RFC 2821 specifies that an email message traveling between two hosts should have each line in the message terminated with both a carriage return character and a line feed character. In the notation of the C programming language, this would be denoted by both \r and \n.Inthe RFCs, it is often referred to as CRLF (usually pronounced "CUR-liff") or "wire" format, as the message has this format when it is sent out over a network wire. UNIX-like operating systems, however, tend to terminate lines in files with just a line feed. Thus, every time a message is received from the Internet, it must be converted from CRLF to UNIX format when it is written to disk; every time it is sent back to another host, each \n is changed to \r\n.
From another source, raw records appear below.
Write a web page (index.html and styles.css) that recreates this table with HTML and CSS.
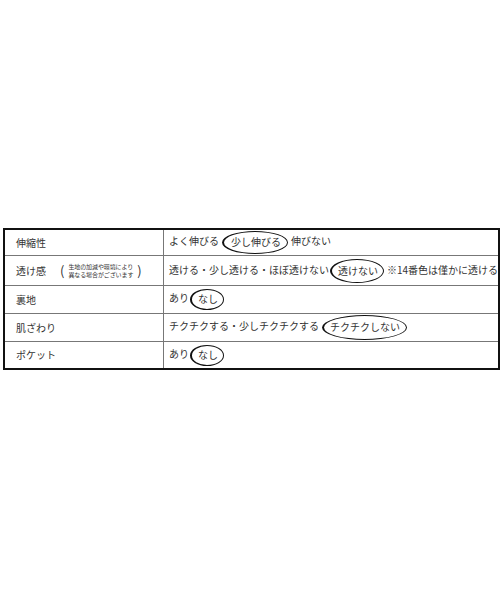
FILE: index.html
```html
<!DOCTYPE html>
<html lang="ja">
<head>
<meta charset="utf-8">
<link rel="stylesheet" href="styles.css">
</head>
<body>
<div class="page">
  <table class="spec">
    <tr class="r1">
      <th>伸縮性</th>
      <td>よく伸びる<span class="oval o1">少し伸びる</span>伸びない</td>
    </tr>
    <tr class="r2">
      <th><span class="lbl">透け感</span><span class="paren">(</span><span class="note">生地の加減や環境により<br>異なる場合がございます</span><span class="paren">)</span></th>
      <td>透ける・少し透ける・ほぼ透けない<span class="oval o2">透けない</span>※14番色は僅かに透ける</td>
    </tr>
    <tr class="r3">
      <th>裏地</th>
      <td>あり<span class="oval o3">なし</span></td>
    </tr>
    <tr class="r4">
      <th>肌ざわり</th>
      <td>チクチクする・少しチクチクする<span class="oval o4">チクチクしない</span></td>
    </tr>
    <tr class="r5">
      <th>ポケット</th>
      <td>あり<span class="oval o3">なし</span></td>
    </tr>
  </table>
</div>
</body>
</html>
```
FILE: styles.css
```css
html, body {
  margin: 0;
  padding: 0;
  background: #fff;
}
.page {
  padding: 228px 0 0 3px;
  font-family: "Noto Sans CJK JP", "Noto Sans", sans-serif;
  color: #333;
  font-size: 10px;
}
.spec {
  border-collapse: collapse;
  width: 497px;
  border: 2px solid #111;
  table-layout: fixed;
}
.spec th, .spec td {
  border-top: 1px solid #777;
  border-bottom: 1px solid #777;
  padding: 0 0 0 11px;
  text-align: left;
  font-weight: normal;
  white-space: nowrap;
  vertical-align: middle;
  line-height: 12px;
}
.spec th {
  width: 147px;
  border-right: 1px solid #777;
}
.spec td {
  padding-left: 5px;
}
.r1 th, .r1 td { height: 25px; }
.r2 th, .r2 td { height: 29px; }
.r3 th, .r3 td { height: 27px; }
.r4 th, .r4 td { height: 27px; }
.r5 th, .r5 td { height: 26px; }
.spec tr:first-child th, .spec tr:first-child td { border-top: none; }
.spec tr:last-child th, .spec tr:last-child td { border-bottom: none; }
.lbl {
  display: inline-block;
  vertical-align: middle;
}
.paren {
  display: inline-block;
  vertical-align: middle;
  font-size: 13px;
  margin-left: 14px;
}
.paren.close {
  margin-left: 3px;
}
.note {
  display: inline-block;
  vertical-align: middle;
  font-size: 6px;
  line-height: 7.5px;
  margin-left: 4px;
  letter-spacing: -0.1px;
}
.note + .paren {
  margin-left: 4px;
}
.oval {
  display: inline-block;
  border: 1.6px solid #111;
  border-left-width: 2.4px;
  border-radius: 50%;
  vertical-align: middle;
  margin: 0 3px 0 3px;
}
.o1 { padding: 4px 6px 5px 7px; }
.o2 { padding: 5px 5px 5px 6px; margin-left: 1px; }
.o3 { padding: 3px 5px 4px 6px; margin-left: 1px; }
.o4 { padding: 5px 6px 6px 6px; margin-left: 3px; }
```
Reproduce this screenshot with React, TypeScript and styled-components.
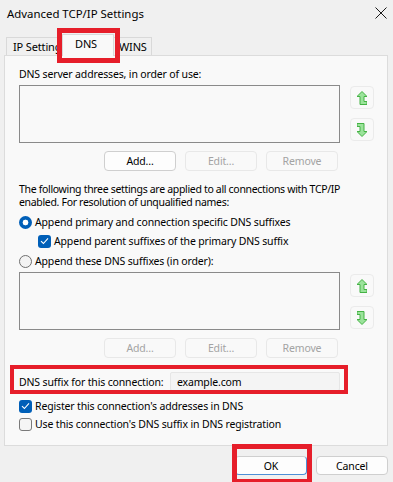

If the only processes that access mailboxes on a given email server are the LDA and POP daemon, for example, it might seem tempting to store messages on the server in CRLF format to eliminate the need for these translations. Unfortunately, sendmail makes these translations when it writes the messages into the queue, so if the messages will be stored in the mail spool in CRLF format, the LDA must make the changes when the message is written to the spool, which largely defeats the purpose. The source code modifications required to change sendmail's behavior would definitely be nontrivial. Unless future versions of sendmail support storage of messages in this format, it would probably be wise to not venture down this road, especially given that it would likely result in very small performance gains.